(GOAL): Track down each line that has the word "components" and copy it.

(INFORMATION PROVIDED):

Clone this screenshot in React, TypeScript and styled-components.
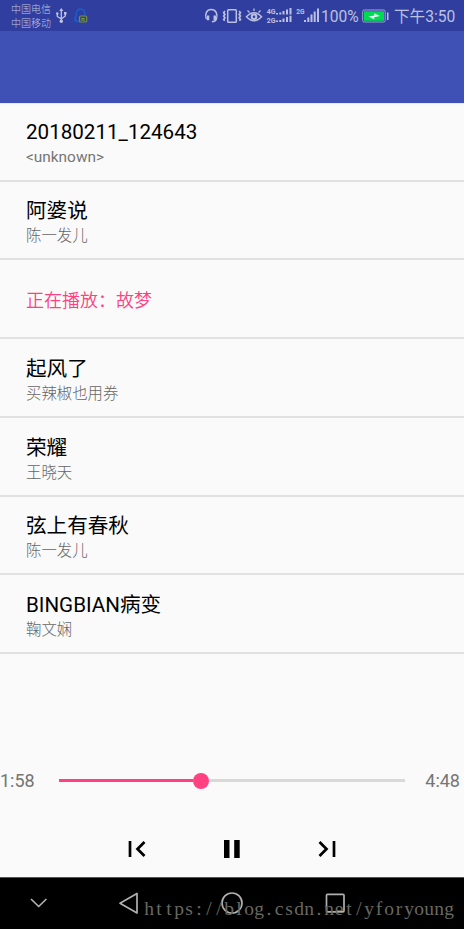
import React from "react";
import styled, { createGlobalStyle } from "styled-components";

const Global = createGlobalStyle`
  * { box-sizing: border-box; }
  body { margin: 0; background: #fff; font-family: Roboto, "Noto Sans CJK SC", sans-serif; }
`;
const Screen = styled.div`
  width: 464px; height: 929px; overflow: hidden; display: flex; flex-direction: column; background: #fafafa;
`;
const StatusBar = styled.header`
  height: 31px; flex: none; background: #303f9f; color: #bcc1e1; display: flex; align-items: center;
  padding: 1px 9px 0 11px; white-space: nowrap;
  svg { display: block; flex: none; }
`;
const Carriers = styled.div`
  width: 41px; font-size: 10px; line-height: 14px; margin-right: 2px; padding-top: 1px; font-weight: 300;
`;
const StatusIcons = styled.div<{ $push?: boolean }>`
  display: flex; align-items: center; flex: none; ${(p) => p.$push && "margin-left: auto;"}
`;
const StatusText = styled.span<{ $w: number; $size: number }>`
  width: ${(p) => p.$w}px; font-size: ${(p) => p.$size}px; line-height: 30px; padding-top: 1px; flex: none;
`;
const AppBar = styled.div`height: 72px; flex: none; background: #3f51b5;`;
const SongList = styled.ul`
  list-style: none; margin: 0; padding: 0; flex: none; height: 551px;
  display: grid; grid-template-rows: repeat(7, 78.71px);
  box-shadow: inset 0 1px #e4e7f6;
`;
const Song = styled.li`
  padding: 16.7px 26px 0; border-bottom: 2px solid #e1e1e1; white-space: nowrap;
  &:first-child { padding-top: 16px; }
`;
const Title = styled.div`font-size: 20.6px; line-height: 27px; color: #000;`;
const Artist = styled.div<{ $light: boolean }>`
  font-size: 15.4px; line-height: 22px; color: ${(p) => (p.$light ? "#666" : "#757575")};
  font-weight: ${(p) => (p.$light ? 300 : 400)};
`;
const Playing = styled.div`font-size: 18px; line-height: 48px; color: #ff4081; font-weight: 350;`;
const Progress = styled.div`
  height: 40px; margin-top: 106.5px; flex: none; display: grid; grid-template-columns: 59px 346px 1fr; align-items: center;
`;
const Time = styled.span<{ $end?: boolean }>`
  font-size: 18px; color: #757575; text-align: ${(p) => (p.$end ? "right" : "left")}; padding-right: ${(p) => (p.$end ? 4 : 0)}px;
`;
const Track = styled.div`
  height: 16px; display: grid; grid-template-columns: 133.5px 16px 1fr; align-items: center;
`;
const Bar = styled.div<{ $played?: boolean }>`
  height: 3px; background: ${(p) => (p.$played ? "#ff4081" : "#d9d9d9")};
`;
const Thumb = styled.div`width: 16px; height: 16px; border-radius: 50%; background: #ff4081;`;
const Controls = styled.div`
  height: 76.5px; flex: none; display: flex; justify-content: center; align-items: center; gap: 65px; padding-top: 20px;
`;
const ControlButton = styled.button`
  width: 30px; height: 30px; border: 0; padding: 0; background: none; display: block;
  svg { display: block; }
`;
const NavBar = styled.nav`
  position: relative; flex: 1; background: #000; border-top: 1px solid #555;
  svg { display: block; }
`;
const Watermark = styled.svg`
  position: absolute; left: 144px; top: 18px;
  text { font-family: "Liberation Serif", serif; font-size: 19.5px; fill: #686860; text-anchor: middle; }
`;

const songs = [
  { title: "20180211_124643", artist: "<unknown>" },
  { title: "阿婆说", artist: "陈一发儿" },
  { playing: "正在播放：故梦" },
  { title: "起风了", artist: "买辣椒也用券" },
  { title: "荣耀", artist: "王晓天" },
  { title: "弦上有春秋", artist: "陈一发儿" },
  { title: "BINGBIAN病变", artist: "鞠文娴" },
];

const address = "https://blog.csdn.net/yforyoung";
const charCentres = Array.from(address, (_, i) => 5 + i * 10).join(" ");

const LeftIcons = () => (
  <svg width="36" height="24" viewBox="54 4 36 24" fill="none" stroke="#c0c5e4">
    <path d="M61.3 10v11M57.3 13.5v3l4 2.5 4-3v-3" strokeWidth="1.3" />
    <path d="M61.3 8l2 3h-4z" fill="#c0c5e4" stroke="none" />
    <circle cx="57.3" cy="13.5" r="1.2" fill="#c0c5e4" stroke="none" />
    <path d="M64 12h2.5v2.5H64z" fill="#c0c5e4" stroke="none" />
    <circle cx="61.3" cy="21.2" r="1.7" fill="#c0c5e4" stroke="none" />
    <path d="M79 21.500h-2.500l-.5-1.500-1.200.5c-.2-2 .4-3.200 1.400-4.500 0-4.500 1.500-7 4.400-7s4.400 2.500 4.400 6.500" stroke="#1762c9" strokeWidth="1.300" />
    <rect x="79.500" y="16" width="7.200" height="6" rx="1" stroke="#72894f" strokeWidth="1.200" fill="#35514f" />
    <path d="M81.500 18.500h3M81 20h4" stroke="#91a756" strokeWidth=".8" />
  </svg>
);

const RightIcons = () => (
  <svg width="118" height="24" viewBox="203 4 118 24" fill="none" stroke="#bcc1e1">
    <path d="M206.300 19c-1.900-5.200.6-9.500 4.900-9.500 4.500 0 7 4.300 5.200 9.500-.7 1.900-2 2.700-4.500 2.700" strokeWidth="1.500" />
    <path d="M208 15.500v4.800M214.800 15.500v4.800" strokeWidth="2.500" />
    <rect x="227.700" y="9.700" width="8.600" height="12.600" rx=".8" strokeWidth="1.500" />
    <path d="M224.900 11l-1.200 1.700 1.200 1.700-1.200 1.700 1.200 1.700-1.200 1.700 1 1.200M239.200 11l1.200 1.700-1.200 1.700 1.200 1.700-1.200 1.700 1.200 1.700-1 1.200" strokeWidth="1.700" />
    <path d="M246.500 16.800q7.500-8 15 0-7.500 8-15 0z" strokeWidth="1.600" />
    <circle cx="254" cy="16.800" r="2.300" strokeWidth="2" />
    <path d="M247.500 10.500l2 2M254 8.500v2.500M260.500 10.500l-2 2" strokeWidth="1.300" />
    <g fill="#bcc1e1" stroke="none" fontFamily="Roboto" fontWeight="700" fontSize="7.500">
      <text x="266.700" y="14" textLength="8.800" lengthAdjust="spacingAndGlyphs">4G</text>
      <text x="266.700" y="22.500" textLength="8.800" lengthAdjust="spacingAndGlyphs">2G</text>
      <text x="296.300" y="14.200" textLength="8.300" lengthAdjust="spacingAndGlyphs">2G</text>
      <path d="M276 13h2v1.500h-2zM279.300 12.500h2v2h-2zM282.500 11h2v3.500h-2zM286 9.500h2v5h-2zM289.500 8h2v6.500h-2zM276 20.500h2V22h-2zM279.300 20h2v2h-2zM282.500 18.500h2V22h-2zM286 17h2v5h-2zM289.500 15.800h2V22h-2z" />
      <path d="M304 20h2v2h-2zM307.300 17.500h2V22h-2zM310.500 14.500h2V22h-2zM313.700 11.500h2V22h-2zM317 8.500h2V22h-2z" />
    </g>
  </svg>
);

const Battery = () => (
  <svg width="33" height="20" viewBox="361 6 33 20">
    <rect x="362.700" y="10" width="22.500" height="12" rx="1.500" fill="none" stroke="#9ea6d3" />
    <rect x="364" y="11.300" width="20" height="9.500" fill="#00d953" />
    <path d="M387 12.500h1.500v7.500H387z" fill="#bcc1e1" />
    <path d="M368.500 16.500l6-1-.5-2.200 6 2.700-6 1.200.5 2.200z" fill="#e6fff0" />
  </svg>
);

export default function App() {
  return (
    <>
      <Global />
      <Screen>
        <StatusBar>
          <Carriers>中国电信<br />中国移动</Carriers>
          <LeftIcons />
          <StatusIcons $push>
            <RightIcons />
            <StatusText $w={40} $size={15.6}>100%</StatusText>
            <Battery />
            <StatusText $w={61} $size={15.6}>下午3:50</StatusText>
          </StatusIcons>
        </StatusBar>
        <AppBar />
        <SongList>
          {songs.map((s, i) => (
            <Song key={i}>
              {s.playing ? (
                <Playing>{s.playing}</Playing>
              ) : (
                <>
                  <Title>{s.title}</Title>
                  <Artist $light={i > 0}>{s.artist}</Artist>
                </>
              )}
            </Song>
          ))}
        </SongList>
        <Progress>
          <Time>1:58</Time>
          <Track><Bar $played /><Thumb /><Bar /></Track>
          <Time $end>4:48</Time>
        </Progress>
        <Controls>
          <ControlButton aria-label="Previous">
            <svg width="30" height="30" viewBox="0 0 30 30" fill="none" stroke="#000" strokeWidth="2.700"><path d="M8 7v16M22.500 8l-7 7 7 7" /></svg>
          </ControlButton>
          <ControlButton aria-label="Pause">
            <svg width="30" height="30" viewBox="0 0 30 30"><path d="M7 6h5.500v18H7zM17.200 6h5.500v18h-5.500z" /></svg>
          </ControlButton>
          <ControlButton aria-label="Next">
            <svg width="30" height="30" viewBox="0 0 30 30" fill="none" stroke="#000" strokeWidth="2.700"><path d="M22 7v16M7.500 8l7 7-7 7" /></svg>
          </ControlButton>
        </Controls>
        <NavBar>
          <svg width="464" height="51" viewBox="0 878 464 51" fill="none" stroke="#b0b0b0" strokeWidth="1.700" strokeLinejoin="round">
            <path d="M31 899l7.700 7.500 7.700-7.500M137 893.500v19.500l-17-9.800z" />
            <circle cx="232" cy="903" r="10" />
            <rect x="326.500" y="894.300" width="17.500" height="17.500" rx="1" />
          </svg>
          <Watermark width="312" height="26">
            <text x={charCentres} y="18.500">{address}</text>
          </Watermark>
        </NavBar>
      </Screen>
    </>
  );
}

(SOLUTION TO THE EXERCISE):
Clone this screenshot in React, TypeScript and styled-components.
import styled, { createGlobalStyle } from "styled-components";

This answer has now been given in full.